The good folks at Saint Matthew's Churches wrote today to let me know that "at this very moment, God is endeavoring to help [me.]"  He is moving me "into the realm of financial increase."  They've asked me to take my "biggest seed", money I was planning to spend or pay somewhere else," and send it to them, along with my confidential prayer request.
In return, they've sent me two pennies, glued to a page with a really bad cartoon picture of Jesus (where are the rioters now??) I am to secretly place the pennies into my shoes, walk around a bit, then secretly place the pennies just inside and just outside of my door--this way God can bless my coming in and going out.  This is "God's strategy and His plan to bless [me], [their] faithful friend...coming and going."
Best part of this letter:

"You cannot hear God when you listen to others.  Go where you can be alone to read this blessed word." 
Translation:  If your family knows what you are doing, they'll try and talk you out of wasting your money--and we cannot let that happen.
2nd best part of the letter:

"God's love for you is unconditional, but His blessings are conditional.  God loves you because you are His child.  But God can only bless you because of what you do.  You did not initiate His love for you...But, you can initiate His miracles for you!" 
Translation:  We're really just about separating you from your $$.
I might pray for Mrs. Bohiri, were I to believe she exists. I'll drop the pennies into the piggie bank and trust God to bless my coming and going, and I'll let the folks in Tulsa pray for (and prey on) others.

New Word

Just heard a term, for which I've coined a meaning--we'll see if that's the correct one later.
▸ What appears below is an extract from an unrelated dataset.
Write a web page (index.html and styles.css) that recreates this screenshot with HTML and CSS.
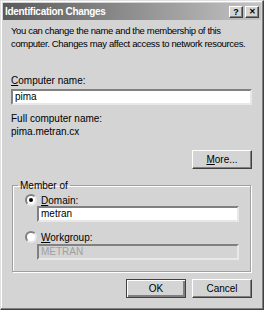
FILE: index.html
```html
<!DOCTYPE html>
<html lang="en">
<head>
    <meta charset="UTF-8">
    <title>Identification Changes</title>
    <link rel="stylesheet" href="styles.css">
</head>
<body>

    <div class="window">
        <!-- Title bar -->
        <div class="titlebar">
            <span class="title">Identification Changes</span>
            <span class="tb-btn">?</span>
            <span class="tb-btn close">&#x2715;</span>
        </div>

        <div class="content">
            <p class="intro">You can change the name and the membership of this<br>computer. Changes may affect access to network resources.</p>

            <label class="field-label"><u>C</u>omputer name:</label>
            <div class="textbox">pima</div>

            <p class="full-label">Full computer name:</p>
            <p class="full-name">pima.metran.cx</p>

            <div class="more-row">
                <button class="btn"><u>M</u>ore...</button>
            </div>

            <!-- Member of -->
            <fieldset class="group">
                <legend>Member of</legend>
                <div class="radio-row">
                    <span class="radio checked"></span>
                    <span><u>D</u>omain:</span>
                </div>
                <div class="textbox small">metran</div>
                <div class="radio-row second">
                    <span class="radio"></span>
                    <span><u>W</u>orkgroup:</span>
                </div>
                <div class="textbox small disabled">METRAN</div>
            </fieldset>

            <div class="buttons">
                <button class="btn default">OK</button>
                <button class="btn">Cancel</button>
            </div>
        </div>
    </div>

</body>
</html>
```

FILE: styles.css
```css
/* General Styles */
body {
    margin: 0;
    padding: 0;
    font-family: "Liberation Sans", Arial, sans-serif;
    font-size: 10px;
    color: #000;
    background-color: #d4d4d4;
}

.window {
    width: 264px;
    height: 310px;
    box-sizing: border-box;
    background-color: #d4d4d4;
    border: 1px solid;
    border-color: #e0e0e0 #404040 #404040 #e0e0e0;
    box-shadow: inset -1px -1px 0 #808080, inset 1px 1px 0 #ffffff;
    padding: 2px 2px 2px 2px;
}

/* Title bar */
.titlebar {
    height: 17px;
    display: flex;
    align-items: center;
    padding: 0 2px 0 2px;
    background: linear-gradient(to right, #5a5a5a, #c4c4c4);
}

.title {
    flex: 1;
    color: #fff;
    font-family: "Liberation Sans", Arial, sans-serif;
    font-weight: bold;
    font-size: 10px;
    letter-spacing: -0.3px;
}

.tb-btn {
    width: 14px;
    height: 12px;
    margin-left: 2px;
    box-sizing: border-box;
    background-color: #d4d4d4;
    border: 1px solid;
    border-color: #fff #404040 #404040 #fff;
    box-shadow: inset -1px -1px 0 #808080;
    font-size: 9px;
    font-weight: bold;
    line-height: 10px;
    text-align: center;
}

.tb-btn.close {
    font-size: 8px;
}

/* Content */
.content {
    padding: 4px 9px 0 8px;
}

.intro {
    margin: 0 0 24px 0;
    line-height: 13px;
    white-space: nowrap;
    font-size: 9.5px;
    letter-spacing: -0.35px;
}

.field-label {
    display: block;
    line-height: 13px;
    margin-bottom: 2px;
}

.textbox {
    height: 16px;
    box-sizing: border-box;
    background-color: #fff;
    border: 2px solid;
    border-color: #808080 #e8e8e8 #e8e8e8 #808080;
    padding-left: 2px;
    line-height: 12px;
}

.textbox.disabled {
    background-color: #d4d4d4;
    color: #a0a0a0;
}

.full-label {
    margin: 7px 0 0 0;
    line-height: 13px;
}

.full-name {
    margin: 0;
    line-height: 13px;
}

.more-row {
    display: flex;
    justify-content: flex-end;
    margin-top: 12px;
}

.btn {
    width: 60px;
    height: 19px;
    padding: 0;
    font-family: "Liberation Sans", Arial, sans-serif;
    font-size: 10px;
    color: #000;
    background-color: #d4d4d4;
    border: 1px solid;
    border-color: #fff #404040 #404040 #fff;
    box-shadow: inset -1px -1px 0 #808080;
}

.btn.default {
    border-color: #404040;
    box-shadow: inset 1px 1px 0 #fff, inset -2px -2px 0 #808080;
}

/* Group box */
.group {
    margin: 10px 1px 0 1px;
    padding: 2px 11px 11px 12px;
    border: 1px solid #a0a0a0;
    box-shadow: inset 1px 1px 0 #fff, 1px 1px 0 #fff;
}

.group legend {
    padding: 0 2px;
    margin-left: -7px;
    line-height: 13px;
}

.radio-row {
    display: flex;
    align-items: center;
    gap: 4px;
    height: 12px;
}

.radio-row.second {
    margin-top: 9px;
}

.radio {
    width: 8px;
    height: 8px;
    border-radius: 50%;
    background-color: #fff;
    border: 2px solid;
    border-color: #808080 #e8e8e8 #e8e8e8 #808080;
    position: relative;
}

.radio.checked::after {
    content: "";
    position: absolute;
    left: 2px;
    top: 2px;
    width: 4px;
    height: 4px;
    border-radius: 50%;
    background-color: #000;
}

.textbox.small {
    margin-left: 12px;
}

.textbox.small.disabled {
    margin-top: 1px;
}

.buttons {
    display: flex;
    justify-content: flex-end;
    gap: 6px;
    margin-top: 7px;
}
```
"Dictator-tot" or dictater-tot. n. A hyper-demanding 2-3 year old.

Gotta get time to write about other significant stuff...

Update: Had time to Google the term; it turns out that these folks define it as someone "suffering from Napoleon Syndrome."

While I think my definition is better (full of truthiness, I am), I liked their other neologisms:

  • copacabanal. adj. descriptor of a completely ordinary song, such as one by Barry Manilow.
  • cringe-splurge syndrome. n. disease or disorder whereby a consumer first shrinks back only to spring forth all the more powerfully to buy useless commodities.
  • emoticonoclast. n. an attacker of established on-line ideas and usages, especially those revolving around "emoticons" such as :)
  • homophonia. n. rhetorical trope whereby one's speech is affected to sound "gay."
  • omnimpotent. n. having unlimited lack of power or physical strength.
  • testoasteroven. n. naturally occurring chemical producing tertiary male characteristics such as insistence that one can fix all appliances.
  • vapid eye movement. n. non-verbal communication devoid of interest or sincerity.